Glass forms an integral part of many industrial value chains, from construction and automotive to homeware, packaging, and electronics. Glass production is also a significant source of emissions: As of 2022, more than 150 million metric tons (Mt) of glass (of which about 40 percent is flat glass) are produced each year globally, with an estimated annual life cycle emissions footprint of approximately 150 MtCO₂, assuming an average of one tCO₂ per metric ton of glass produced.

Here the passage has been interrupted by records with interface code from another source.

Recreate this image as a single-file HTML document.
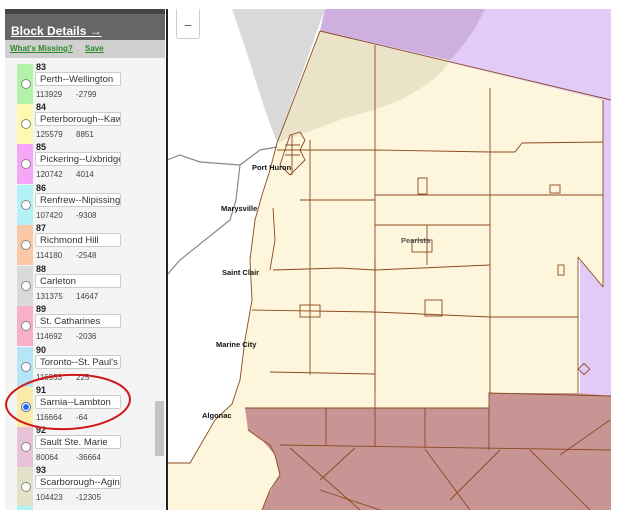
<!DOCTYPE html>
<html style="overflow:hidden"><head><meta charset="utf-8"><style>
html,body{overflow:hidden}
body{margin:0;width:627px;height:521px;background:#fff;position:relative;overflow:hidden;font-family:"Liberation Sans",sans-serif}
#panel{position:absolute;left:5px;top:9px;width:160px;height:501px;background:#f4f4f4;overflow:hidden}
#hd{position:absolute;left:0;top:0;width:160px;height:31px;background:#666;border-top:5px solid #444;box-sizing:border-box}
#hd a{position:absolute;left:6px;top:10px;color:#fff;font-weight:bold;font-size:12px;text-decoration:underline}
#bar{position:absolute;left:0;top:31px;width:160px;height:18px;background:#d0d0d0}
#bar span{position:absolute;top:4px;font-size:8px;font-weight:bold;color:#2a8a2a;text-decoration:underline}
.it{position:absolute;left:0;width:150px;height:40px}
.sw{position:absolute;left:12px;top:0;width:16px;height:40px}
.rd{position:absolute;left:16px;top:15px;width:8px;height:8px;border-radius:50%;border:1px solid #888;background:#fff}
.n{position:absolute;left:31px;top:-2px;font-size:9px;font-weight:bold;color:#222}
.in{position:absolute;left:30px;top:8px;width:86px;height:14px;background:#fff;border:1px solid #ccc;border-radius:2px;font-size:9.5px;color:#333;line-height:14px;padding-left:4px;box-sizing:border-box;white-space:nowrap;overflow:hidden}
.v{position:absolute;left:31px;top:26px;font-size:8px;color:#444}
.v2{position:absolute;left:71px;top:26px;font-size:8px;color:#444}
#sb{position:absolute;left:150px;top:392px;width:9px;height:55px;background:#c4c4c4}
#map{position:absolute;left:166px;top:9px;width:445px;height:501px;border-left:2px solid #222;box-sizing:border-box;overflow:hidden}
.lbl{font-family:"Liberation Sans",sans-serif;font-size:7.5px;font-weight:bold;fill:#111}
</style></head><body>
<div id="panel">
<div id="hd"><a>Block Details →</a></div>
<div id="bar"><span style="left:5px">What's Missing?</span><span style="left:80px">Save</span></div>
<div class="it" style="top:55px"><div class="sw" style="background:#b3f2ab"></div><div class="rd"></div><div class="n">83</div><div class="in">Perth--Wellington</div><div class="v">113929</div><div class="v2">-2799</div></div>
<div class="it" style="top:95px"><div class="sw" style="background:#fff8b0"></div><div class="rd"></div><div class="n">84</div><div class="in">Peterborough--Kaw</div><div class="v">125579</div><div class="v2">8851</div></div>
<div class="it" style="top:135px"><div class="sw" style="background:#f6a6f6"></div><div class="rd"></div><div class="n">85</div><div class="in">Pickering--Uxbridge</div><div class="v">120742</div><div class="v2">4014</div></div>
<div class="it" style="top:176px"><div class="sw" style="background:#b3f3f7"></div><div class="rd"></div><div class="n">86</div><div class="in">Renfrew--Nipissing</div><div class="v">107420</div><div class="v2">-9308</div></div>
<div class="it" style="top:216px"><div class="sw" style="background:#f9c8a8"></div><div class="rd"></div><div class="n">87</div><div class="in">Richmond Hill</div><div class="v">114180</div><div class="v2">-2548</div></div>
<div class="it" style="top:257px"><div class="sw" style="background:#d9d9d9"></div><div class="rd"></div><div class="n">88</div><div class="in">Carleton</div><div class="v">131375</div><div class="v2">14647</div></div>
<div class="it" style="top:297px"><div class="sw" style="background:#f8b0c8"></div><div class="rd"></div><div class="n">89</div><div class="in">St. Catharines</div><div class="v">114692</div><div class="v2">-2036</div></div>
<div class="it" style="top:338px"><div class="sw" style="background:#b8e4f8"></div><div class="rd"></div><div class="n">90</div><div class="in">Toronto--St. Paul's</div><div class="v">116953</div><div class="v2">225</div></div>
<div class="it" style="top:378px"><div class="sw" style="background:#fde9a8"></div><div class="rd" style="border-color:#36c;background:radial-gradient(circle,#2266ee 45%,#fff 55%)"></div><div class="n">91</div><div class="in">Sarnia--Lambton</div><div class="v">116664</div><div class="v2">-64</div></div>
<div class="it" style="top:418px"><div class="sw" style="background:#e8c2d8"></div><div class="rd"></div><div class="n">92</div><div class="in">Sault Ste. Marie</div><div class="v">80064</div><div class="v2">-36664</div></div>
<div class="it" style="top:458px"><div class="sw" style="background:#e2e2c8"></div><div class="rd"></div><div class="n">93</div><div class="in">Scarborough--Agin</div><div class="v">104423</div><div class="v2">-12305</div></div>
<div class="it" style="top:497px;height:4px"><div class="sw" style="background:#b3f3f7;height:4px"></div></div>
<div id="sb"></div>
</div>
<svg style="position:absolute;left:0;top:0" width="627" height="521">
<ellipse cx="68" cy="402" rx="62" ry="27" fill="none" stroke="#d01818" stroke-width="2" transform="rotate(-3 68 402)"/>
</svg>
<div id="map">
<svg width="445" height="501" viewBox="166 9 445 501" style="position:absolute;left:-2px;top:0">
<rect x="166" y="9" width="445" height="501" fill="#fff"/>
<path d="M232 9 L325 9 L277 143 L265 110 L246 50 Z" fill="#d9d9d9"/>
<path d="M325 9 L611 9 L611 510 L580 510 L580 100 L320 31 Z" fill="#e3cbf7"/>
<path d="M325 9 L485 9 Q470 40 450 60 L320 31 Z" fill="#cdb0e0"/>
<path d="M320 31 L603 100 L603 287 L578 257 L578 393 L489 393 L489 408 L245 408 L232 404 L240 380 L245 340 L252 300 L250 260 L255 220 L262 195 L270 170 L277 143 Z" fill="#fdf6dc"/>
<path d="M320 31 L375 45 L420 55 L450 60 Q440 80 400 100 Q370 112 345 118 L277 143 Z" fill="#ebe3c8"/>
<path d="M232 404 L215 420 L190 463 L167 463 L167 510 L262 510 L268 495 L280 475 L275 455 L262 440 L248 430 L245 408 Z" fill="#fdf6dc"/>
<path d="M245 408 L489 408 L489 393 L578 393 L611 396 L611 510 L262 510 L268 495 L280 475 L275 455 L262 440 L248 430 Z" fill="#c99494"/>
<path d="M167 160 L180 155 L200 162 L240 165 L260 150 L277 147 M240 165 L236 200 L230 220 L180 260 L167 275" fill="none" stroke="#888" stroke-width="1.2"/>
<g fill="none" stroke="#8b4a1e" stroke-width="0.9">
<path d="M320 31 L611 100"/>
<path d="M320 31 L277 143 L270 170 L262 195 L255 220 L250 260 L252 300 L245 340 L240 380 L232 404 L215 420 L190 463 L167 463"/>
<path d="M375 45 L375 393 M490 88 L490 393 M603 100 L603 287 M578 257 L578 393 M603 287 L578 257"/>
<path d="M277 150 L375 150 L490 152 L515 152 L522 143 L603 142"/>
<path d="M375 195 L490 195 L603 195 M300 200 L375 200"/>
<path d="M310 140 L310 375 M273 208 L275 240 L270 270 M273 270 L340 268 L375 270 L490 265 M375 225 L490 225 M427 225 L427 265"/>
<path d="M252 310 L375 312 L490 317 L578 317 M270 372 L375 374 M375 260 L375 408"/>
<path d="M245 408 L489 408 L489 393 L611 396"/>
<path d="M248 430 L262 440 L270 445 L275 455 L280 475 L270 490 L262 510"/>
<path d="M280 445 L611 450 M326 408 L326 445 M375 408 L375 447 M425 408 L425 448 M489 408 L489 450"/>
<path d="M290 448 L360 510 M355 448 L320 480 M425 449 L470 510 M500 450 L450 500 M530 450 L590 510 M560 455 L610 420 M320 490 L380 510"/>
<rect x="300" y="305" width="20" height="12"/>
<rect x="425" y="300" width="17" height="16"/>
<rect x="550" y="185" width="10" height="8"/>
<rect x="558" y="265" width="6" height="10"/>
<rect x="418" y="178" width="9" height="16"/>
<rect x="412" y="240" width="20" height="12"/>
<rect x="580" y="365" width="8" height="8" transform="rotate(45 584 369)"/>
<path d="M290 135 L300 132 L305 140 L300 150 L305 160 L290 175 L280 165 Z"/>
<path d="M285 145 L300 145 M285 155 L300 155 M292 135 L292 175"/>
</g>
<text x="252" y="170" class="lbl">Port Huron</text>
<text x="221" y="211" class="lbl">Marysville</text>
<text x="222" y="275" class="lbl">Saint Clair</text>
<text x="216" y="347" class="lbl">Marine City</text>
<text x="202" y="418" class="lbl">Algonac</text>
<text x="401" y="243" class="lbl" style="fill:#555">Pearlsta</text>
</svg>
<div style="position:absolute;left:8px;top:-2px;width:22px;height:30px;background:#fff;border:1px solid #ccc;border-radius:3px;text-align:center;font-size:14px;line-height:34px;color:#666">−</div>
</div>
</body></html>
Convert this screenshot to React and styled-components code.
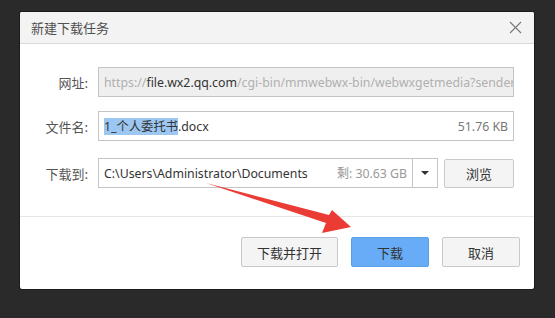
import React from "react";
import styled, { createGlobalStyle } from "styled-components";

const GlobalStyle = createGlobalStyle`
    html, body {
        margin: 0;
        padding: 0;
        background: #2a2a2a;
        font-family: "Noto Sans", "Noto Sans CJK SC", sans-serif;
    }
    #root {
        width: 555px;
        height: 318px;
        overflow: hidden;
    }
`;

const Page = styled.div`
    position: relative;
    width: 555px;
    height: 318px;
    padding: 12px 0 0 20px;
    box-sizing: border-box;
`;

const Dialog = styled.div`
    width: 514px;
    height: 277px;
    background: #fff;
    border-radius: 2px;
    box-shadow: 0 0 0 1px rgba(0, 0, 0, 0.35);
    display: flex;
    flex-direction: column;
    overflow: hidden;
`;

const TitleBar = styled.div`
    height: 31px;
    flex: none;
    background: #f3f3f3;
    border-bottom: 1px solid #d9d9d9;
    display: flex;
    align-items: center;
    justify-content: space-between;
    padding: 0 12px 0 11px;
    h1 {
        margin: 0;
        font-weight: normal;
        font-size: 13px;
        color: #505050;
        font-family: "Noto Sans CJK SC", sans-serif;
    }
`;

const CloseIcon = styled.svg`
    width: 13px;
    height: 13px;
    display: block;
`;

const Form = styled.div`
    padding: 23px 0 28px;
    border-bottom: 1px solid #e6e6e6;
`;

const Row = styled.div`
    display: flex;
    align-items: center;
    margin-top: ${(p) => p.$top || 0}px;
`;

const Label = styled.div`
    width: 68px;
    margin-right: 10px;
    text-align: right;
    font-size: 13px;
    color: #555;
    font-family: "Noto Sans CJK SC", sans-serif;
`;

const Field = styled.div`
    width: ${(p) => p.$width}px;
    height: 30px;
    box-sizing: border-box;
    border: 1px solid #c4c4c4;
    background: ${(p) => (p.$disabled ? "#efefef" : "#fff")};
    display: flex;
    align-items: center;
    padding: 0 5px;
    font-size: 12.3px;
    color: #333;
    white-space: nowrap;
    overflow: hidden;
`;

const Muted = styled.span`
    color: ${(p) => p.$color || "#b0b0b0"};
`;

const Selected = styled.span`
    background: #9cc7f2;
    color: #333;
`;

const Grow = styled.span`
    flex: 1;
    overflow: hidden;
`;

const Dropdown = styled.div`
    width: 25px;
    height: 30px;
    box-sizing: border-box;
    border: 1px solid #c4c4c4;
    border-left: none;
    display: flex;
    align-items: center;
    justify-content: center;
    &::after {
        content: "";
        border-left: 4px solid transparent;
        border-right: 4px solid transparent;
        border-top: 4px solid #333;
    }
`;

const Button = styled.button`
    width: ${(p) => p.$width}px;
    height: ${(p) => p.$height || 30}px;
    box-sizing: border-box;
    border: 1px solid ${(p) => (p.$primary ? "#5b9ee8" : "#c9c9c9")};
    background: ${(p) => (p.$primary ? "#68acf7" : "#f4f4f4")};
    border-radius: 2px;
    font-size: 13px;
    color: #333;
    font-family: "Noto Sans CJK SC", sans-serif;
    padding: 0;
    cursor: pointer;
    margin-left: ${(p) => p.$gap || 0}px;
`;

const Footer = styled.div`
    flex: 1;
    display: flex;
    justify-content: flex-end;
    align-items: flex-start;
    padding: 20px 14px 0 0;
`;

const Arrow = styled.svg`
    position: absolute;
    left: 0;
    top: 0;
    pointer-events: none;
`;

export default function App() {
    return (
        <Page>
            <GlobalStyle />
            <Dialog>
                <TitleBar>
                    <h1>新建下载任务</h1>
                    <CloseIcon viewBox="0 0 13 13">
                        <path d="M1 1 L12 12 M12 1 L1 12" stroke="#777" strokeWidth="1.1" />
                    </CloseIcon>
                </TitleBar>
                <Form>
                    <Row>
                        <Label>网址:</Label>
                        <Field $width={416} $disabled>
                            <Muted>https://</Muted>
                            <span>file.wx2.qq.com</span>
                            <Muted>/cgi-bin/mmwebwx-bin/webwxgetmedia?sender</Muted>
                        </Field>
                    </Row>
                    <Row $top={14}>
                        <Label>文件名:</Label>
                        <Field $width={416}>
                            <Grow>
                                <Selected>1_个人委托书</Selected>.docx
                            </Grow>
                            <Muted $color="#777">51.76 KB</Muted>
                        </Field>
                    </Row>
                    <Row $top={17}>
                        <Label>下载到:</Label>
                        <Field $width={315}>
                            <Grow>C:\Users\Administrator\Documents</Grow>
                            <Muted $color="#999">剩: 30.63 GB</Muted>
                        </Field>
                        <Dropdown />
                        <Button $width={70} $height={29} $gap={6}>
                            浏览
                        </Button>
                    </Row>
                </Form>
                <Footer>
                    <Button $width={97}>下载并打开</Button>
                    <Button $width={78} $gap={13} $primary>
                        下载
                    </Button>
                    <Button $width={78} $gap={13}>
                        取消
                    </Button>
                </Footer>
            </Dialog>
            <Arrow width="555" height="318" viewBox="0 0 555 318">
                <polygon
                    points="206,183 329,215 332,210 351,227 322,233 326,223"
                    fill="#eb3b35"
                />
            </Arrow>
        </Page>
    );
}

Decarbonization challenges in the glass industry today

Many decarbonization levers exist for flat glass, from hydrogen and biogas to carbon capture and storage and electro-boosting. However, three main challenges currently prevent the widespread implementation of these decarbonization levers in the flat glass industry:

• Technological maturity. While several levers that result in a partial decarbonization of operations are mature and scalable today, most of the levers required to fully decarbonize operations are dependent on technology that has not yet been deployed at commercial scale.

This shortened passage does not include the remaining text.